- First year: 1993
- Years played: 4
- Hopman Cup titles: 0
- Runners-up: 2 (1995, 2016)
- Most total wins: Andrei Medvedev (6–6)
- Most singles wins: Andrei Medvedev (4–3)
- Most doubles wins: Natalia Medvedeva (2–3) Andrei Medvedev (2–3)
- Best doubles team: Natalia Medvedeva & Andrei Medvedev (2–3)
- Most years played: Natalia Medvedeva (3) Andrei Medvedev (3)

= Ukraine at the Hopman Cup =

Sporting event delegation

Ukraine is a nation that has competed at the Hopman Cup tournament on four occasions, the first being in 1993. In 1995 and 2016, Ukraine were the tournament runners-up and this remains their best showing to date. Before its dissolution, Ukraine used to form part of the Soviet Union which also competed at the Hopman Cup on two occasions in the early 1990s.

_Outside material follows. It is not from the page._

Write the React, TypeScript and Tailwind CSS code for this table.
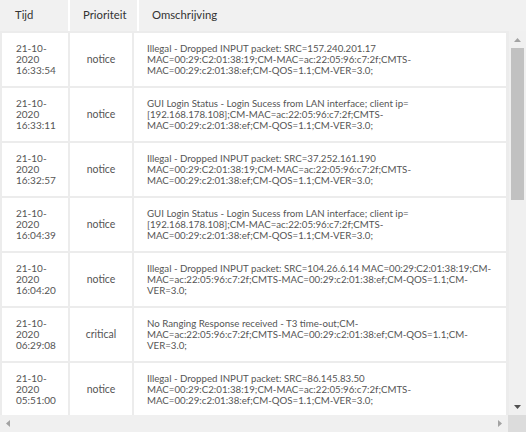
import { FC } from "react";

type LogRow = {
  date: string;
  time: string;
  level: string;
  lines: string[];
};

const dropped = (src: string) => [
  `Illegal - Dropped INPUT packet: SRC=${src}`,
  "MAC=00:29:C2:01:38:19;CM-MAC=ac:22:05:96:c7:2f;CMTS-",
  "MAC=00:29:c2:01:38:ef;CM-QOS=1.1;CM-VER=3.0;",
];

const login = [
  "GUI Login Status - Login Sucess from LAN interface; client ip=",
  "[192.168.178.108];CM-MAC=ac:22:05:96:c7:2f;CMTS-",
  "MAC=00:29:c2:01:38:ef;CM-QOS=1.1;CM-VER=3.0;",
];

const rows: LogRow[] = [
  { date: "21-10-", time: "16:33:54", level: "notice", lines: dropped("157.240.201.17") },
  { date: "21-10-", time: "16:33:11", level: "notice", lines: login },
  { date: "21-10-", time: "16:32:57", level: "notice", lines: dropped("37.252.161.190") },
  { date: "21-10-", time: "16:04:39", level: "notice", lines: login },
  {
    date: "21-10-",
    time: "16:04:20",
    level: "notice",
    lines: [
      "Illegal - Dropped INPUT packet: SRC=104.26.6.14 MAC=00:29:C2:01:38:19;CM-",
      "MAC=ac:22:05:96:c7:2f;CMTS-MAC=00:29:c2:01:38:ef;CM-QOS=1.1;CM-",
      "VER=3.0;",
    ],
  },
  {
    date: "21-10-",
    time: "06:29:08",
    level: "critical",
    lines: [
      "No Ranging Response received - T3 time-out;CM-",
      "MAC=ac:22:05:96:c7:2f;CMTS-MAC=00:29:c2:01:38:ef;CM-QOS=1.1;CM-",
      "VER=3.0;",
    ],
  },
  { date: "21-10-", time: "05:51:00", level: "notice", lines: dropped("86.145.83.50") },
];

const Arrow: FC<{ dir: "up" | "down" | "left" | "right"; color: string }> = ({ dir, color }) => {
  const pts = {
    up: "0,4 7,4 3.5,0",
    down: "0,0 7,0 3.5,4",
    left: "4,0 4,7 0,3.5",
    right: "0,0 0,7 4,3.5",
  }[dir];
  const vertical = dir === "up" || dir === "down";
  return (
    <svg width={vertical ? 7 : 4} height={vertical ? 4 : 7} viewBox={vertical ? "0 0 7 4" : "0 0 4 7"}>
      <polygon points={pts} fill={color} />
    </svg>
  );
};

const App: FC = () => {
  return (
    <div className="w-[526px] h-[432px] bg-[#ececec] flex flex-col font-['Lato','Open_Sans',sans-serif] overflow-hidden">
      {/* kop */}
      <div className="flex h-[31px] shrink-0 bg-[#f1f1f1] text-[11.3px] text-[#333]">
        <div className="w-[70px] border-r-2 border-white pl-[15px] flex items-center">Tijd</div>
        <div className="w-[69px] border-r-2 border-white pl-[13px] flex items-center">Prioriteit</div>
        <div className="flex-1 pl-[13px] flex items-center">Omschrijving</div>
      </div>

      <div className="flex flex-1 min-h-0">
        {/* logregels */}
        <div className="w-[508px] overflow-hidden pl-[2px] pt-[2px] flex flex-col gap-[2px] text-[9.7px] leading-[11.3px] text-[#555]">
          {rows.map((r, i) => (
            <div key={i} className="flex gap-[2px] h-[53px] shrink-0">
              <div className="w-[66px] bg-white pl-[14px] flex flex-col justify-center text-[10px]">
                <span>{r.date}</span>
                <span>2020</span>
                <span>{r.time}</span>
              </div>
              <div className="w-[62px] bg-white flex items-center justify-center text-[10.5px]">{r.level}</div>
              <div className="w-[372px] bg-white pl-[13px] flex flex-col justify-center whitespace-nowrap">
                {r.lines.map((l, j) => (
                  <span key={j}>{l}</span>
                ))}
              </div>
            </div>
          ))}
        </div>

        {/* verticale scrollbalk */}
        <div className="w-[17px] ml-[1px] bg-[#f0f0f0] flex flex-col items-center">
          <div className="h-[17px] flex items-center justify-center">
            <Arrow dir="up" color="#a3a3a3" />
          </div>
          <div className="w-[13px] h-[152px] bg-[#c1c1c1]"></div>
          <div className="flex-1"></div>
          <div className="h-[17px] flex items-center justify-center">
            <Arrow dir="down" color="#505050" />
          </div>
        </div>
      </div>

      {/* horizontale scrollbalk */}
      <div className="flex h-[17px] shrink-0">
        <div className="flex-1 bg-[#f0f0f0] flex items-center justify-between px-[6px]">
          <Arrow dir="left" color="#a3a3a3" />
          <Arrow dir="right" color="#a3a3a3" />
        </div>
        <div className="w-[18px] bg-[#dcdcdc]"></div>
      </div>
    </div>
  );
};

export default App;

Additionally, Ukraine is a member of the CIS which entered a CIS team into the 1992 event.

==Players==
This is a list of players who have played for Ukraine in the Hopman Cup.

| Name | Total W–L | Singles W–L | Doubles W–L | First year played | No. of years played |
|---|---|---|---|---|---|
| Alexandr Dolgopolov | 3–4 | 3–1 | 0–3 | 2016 | 1 |
| Andrei Medvedev | 6–6 | 4–3 | 2–3 | 1993 | 3 |
| Natalia Medvedeva | 5–7 | 3–4 | 2–3 | 1993 | 3 |
| Elina Svitolina | 3–4 | 3–1 | 0–3 | 2016 | 1 |

==Results==

| Year | Competition | Location | Opponent | Score | Result |
| 1993 | Round One | Burswood Dome, Perth | Austria | 2–1 | Won |
| Quarterfinals | Burswood Dome, Perth | Germany | 1–2 | Lost |
| 1994 ^{1} | Round One | Burswood Dome, Perth | Austria | 0–3 | Lost |
| 1995 ^{2} | Round One | Burswood Dome, Perth | Sweden | 2–1 | Won |
| Quarterfinals | Burswood Dome, Perth | United States | 2–1 | Won |
| Semifinals | Burswood Dome, Perth | Czech Republic | 2–1 | Won |
| Final | Burswood Dome, Perth | Germany | 0–2 | Lost |
| 2016 | Round Robin | Perth Arena, Perth | United States | 2–1 | Won |
| Round Robin | Perth Arena, Perth | Czech Republic | 2–1 | Won |
| Round Robin | Perth Arena, Perth | Australia Gold | 2–1 | Won |
| Final | Perth Arena, Perth | Australia Green | 0–2 | Lost |

^{1} As Andrei Medvedev and Natalia Medvedeva had already lost both of their singles matches, the mixed doubles dead rubber was not played.

^{2} In the final against Germany, the mixed doubles dead rubber was not played as Andrei Medvedev and Natalia Medvedeva had already lost both of their singles matches.